5th president, October 1860—June 1874
Born June 30, 1817, in Attica, New York, George Loomis attended Genesee Wesleyan Seminary in Lima. After graduating Phi Beta Kappa from Wesleyan University in 1842, he taught natural science at Genesee Wesleyan and became principal in 1844. Three years later, he chose to serve as chaplain of the American Seaman’s Friend Society in Canton (Guangzhou), China.
In 1852 Loomis became president of Wesleyan Female College in Wilmington, Delaware. His six years there were successful, but his northern sympathies led him to resign. In October 1860 he accepted the presidency of Allegheny College.
Loomis was a fine preacher and the recipient of an honorary Doctor of Divinity degree. His guttural perorations were such that the student body nicknamed him “The Great Iambic.” The adjective referred to his massive size, the noun to his prose. “Yank,” as he was also called by the students, seemed intimidating. This president was not as popular with the undergraduates as the genial John Barker. He was not physically graceful, yet his distinctive charm and social skills won friends in the larger society, while his courage and calm leadership earned respect. Loomis strengthened science programs and focused on expanding the circle of supporters of the College.
Loomis staunchly supported the Union. His finest hour, in the minds of his contemporaries, was the day the company of Allegheny volunteers departed to join the Union forces. He wished them Godspeed with an inspirational speech. Inevitably the war reduced enrollment. In 1862 when a move was afoot to send another volunteer detachment, the president urged the students to remain on campus and complete their education. Most heeded his advice. The ability of the president and the success of his work were such that in 1864 he was offered the presidency of Genesee College, a liberal arts college added to the campus of Genesee Wesleyan Seminary in 1850. The Allegheny trustees responded with a plea for Loomis not to leave, because a change in leadership “would be most untimely and disastrous to the interests of the college.” They assured him of their appreciation, continuing support, and “increased exertions to make Allegheny College in all respects what its patrons and its friends . . . have a right to expect of a first class college.” Loomis stayed.
Enrollment after the war rebounded only slightly. This problem, joined with the conviction of Loomis, the Pittsburgh Conference of the Methodist Episcopal Church, and some trustees that women should participate in Allegheny’s program, brought coeducation in 1870. The step was not without its critics but was accomplished fairly smoothly, in part because women students were few and far between, and in part because the president and a majority of the faculty and the hitherto all-male student body welcomed—or at least did not oppose—the new scholars.

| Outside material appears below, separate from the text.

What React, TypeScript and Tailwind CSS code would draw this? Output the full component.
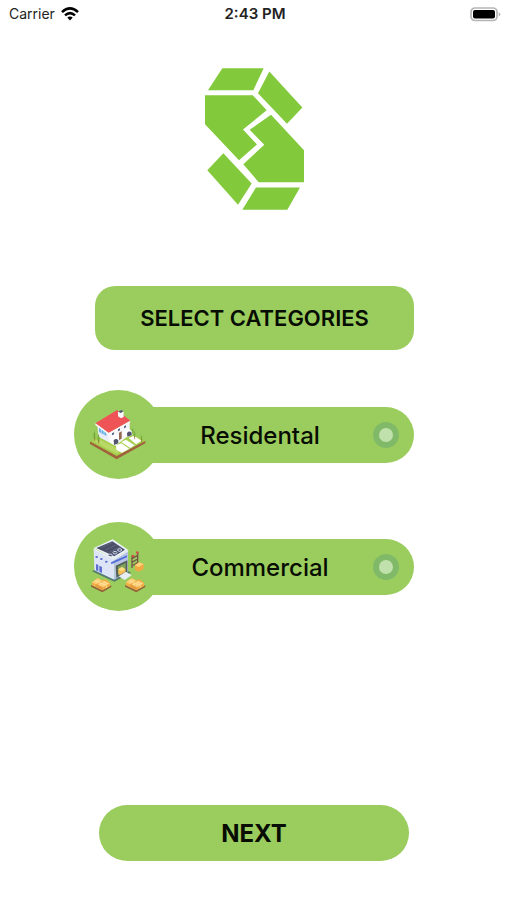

Loomis had lofty ambitions for the College. The coming of the war curtailed them. They were further weakened by the collapse of the fortunes of Loomis’s friend and donor to the institution, Charles V. Culver. The latter’s fall took others down with him, to the chagrin of the College whose local reputation suffered. His gift of a large wooden dormitory, first named for Culver, then later retitled East Hall, could not be paid by him in full. Loomis’s ability to recruit new funds for the College was sullied. Strain deteriorated the president’s health, and he asked to be excused from teaching responsibilities from 1868 to 1870. He eventually returned to the classroom but did not teach in the fall and winter terms of 1871–72, pressed as he was with the College’s financial dilemmas.
Worn-out by the wartime struggle to keep the College going, weakened by the Culver fiasco, wearied by debates over coeducation and College governance, and injured by a railroad accident, the disconsolate Loomis retired in 1874. After a respite he assumed the initial presidency of the Foster School for Young Ladies in Clifton Springs, New York, in 1876, and guided it for ten years. He died on February 26, 1886.
Although Loomis’s vision for the College did not come to pass, undergraduates of those years, when older, remembered President Loomis as a hero. They saw him as a man who sacrificed personal goals and even some of the College’s own for the welfare of the country. He taught them that loyalty to Allegheny meant loyalty to the United States. He is not commemorated on campus by any plaque or memorial. But a street built a few years after his departure, at the south edge of the campus along a line of property that he sold to the College in 1864, bears his name today.
* This account is taken with permission nearly completely from J. E. Helmreich, Through All the Years: A History of Allegheny College. Meadville, PA: Allegheny College, 2005.